Washington
02 June 2008
Early rock 'n' roll guitar wizard Bo Diddley died near Jacksonville, Florida, Monday, 2 June, of heart failure. He was 79 years old. One of the most primitive of the early rockers, Bo took the blues and folk music of his native Mississippi and combined them with Latin American and African rhythms to come up with his trademark "hambone" beat. VOA's Doug Levine tells us more about the career of Bo Diddley.
Along with the legendary Chuck Berry, Bo Diddley was considered one of the most influential guitarists of the early rock era. His powerful rhythm, which became known as the "Bo Diddley beat" has been imitated by countless musicians.
Born Otha Ellas Bates in Mississippi in 1928, Bo was sent to Chicago to live with an aunt, Gussie McDaniel, who later adopted him. He dropped his first and last names to become Ellas McDaniel. His stage name Bo Diddley came from two sources; the diddley bow, an African stringed instrument, and the slang expression for a mischievous boy.

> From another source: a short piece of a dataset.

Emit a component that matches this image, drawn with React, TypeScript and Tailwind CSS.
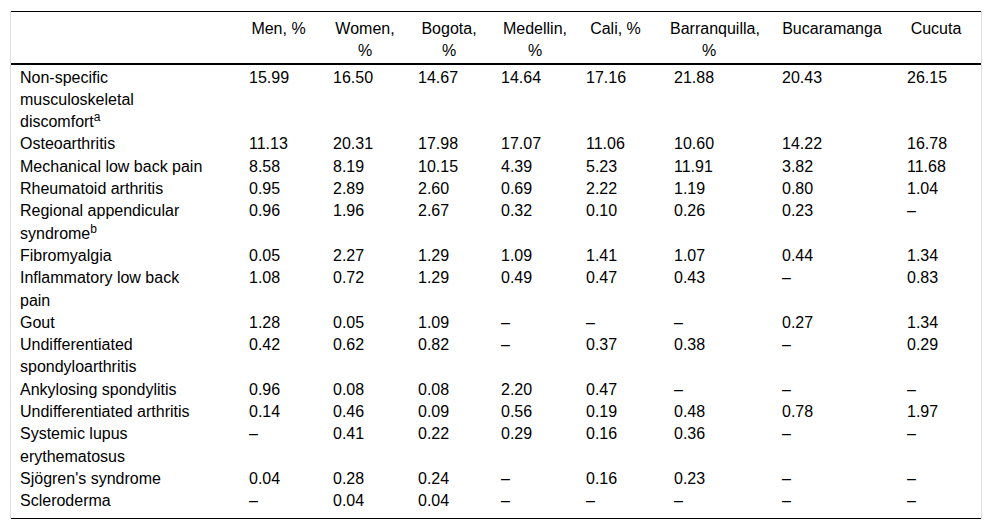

Bo studied violin at age seven and became a virtuoso. In the early-1940s, while he was in his teens, he taught himself to play guitar, drawing on the influences of jazz artist Louis Jordan and bluesman John Lee Hooker. Bo explained how he developed his trademark sound after his sister bought him his own guitar.
"I took it home and learned how to play on one string, 'When The Saints Go Marching In.' The other strings didn't make a difference," he said. "Then I accidentally tuned it one day the way that I'm tuning it now. I say I'm playing backwards. I don't play like the average guitar player, the cats [musicians] who move their fingers all around like this. I do it in chords, and basically, do almost the same thing."
At age 13, Bo Diddley became a street musician, eventually joining with others to form a street corner band. Driven by maracas, congas and bass, Bo played his infectious, hypnotic guitar phrases. When the band was ready to perform in Chicago nightclubs, he bought an electric guitar so he could get more volume. Bo attracted enough attention to get an audition with Chess Records, the same Chicago label that launched the careers of blues artists Muddy Waters and Willie Dixon, and rocker Chuck Berry.
Bo signed a recording contract with Chess in 1955, and released two songs, "Bo Diddley" and "I'm A Man." Both went to Number Two on the national R&B charts. An appearance on a nationally-televised variety show earned him a spot on a national tour. Bo's next break came in 1959 when "Say Man" appeared on the pop charts.
Bo Diddley's career had a lull until the mid-1960s, when British rock bands such as The Yardbirds, The Rolling Stones, and The Animals started releasing their versions of Bo Diddley's songs. Bo said, at first, he wasn't happy about the young rock bands who "copied" his sound.
"At that time, I was a little bit upset about it because I wasn't educated to accept that, " he said. "I figured if I went and got mine [style], why shouldn't you go and get yours and leave me alone. But then, after a while I started thinking, 'Hey, that's pretty good. I must be doing something right.'"
With renewed interest in his music, Bo continued to release albums throughout the 1960s and 1970s. A series of custom-made guitars were crafted for him, which included oblong, triangular and star shapes, often covered in fur or carpet material.
Like many of the R&B performers from the 1950s and 1960s, Bo was paid a flat fee for his recordings, and said he received no royalty payments on record sales. He also said he was never paid for many of his performances.
"I am owed. I've never got paid," Bo said. Referring to concert promoters and record executives, he added, "A dude with a pencil is worse than a cat with a machine gun."
The ultimate honor came when Bo was inducted into the Rock and Roll Hall of Fame in 1987. He had a star on Hollywood's Walk of Fame, and received a Lifetime Achievement Award in 1998 at the Grammy Awards. In recent years, he also played for the Presidents George H. W. Bush and Clinton. Diddley appreciated the honors he received, but added, "It didn't put no figures in my checkbook."
Bo continued to play in clubs and concert halls throughout the United States until being hospitalized in May 2007, following a stroke during a concert in Iowa. Three months later, Bo suffered a heart attack. The health issues affected his ability to speak. Bo later returned to his Florida home to continue his recovery.
As early as the 1950s, Bo Diddley recorded unusual jazz-flavored instrumental pieces, and experimented with sound effects that made him one of the true innovators of rock guitar.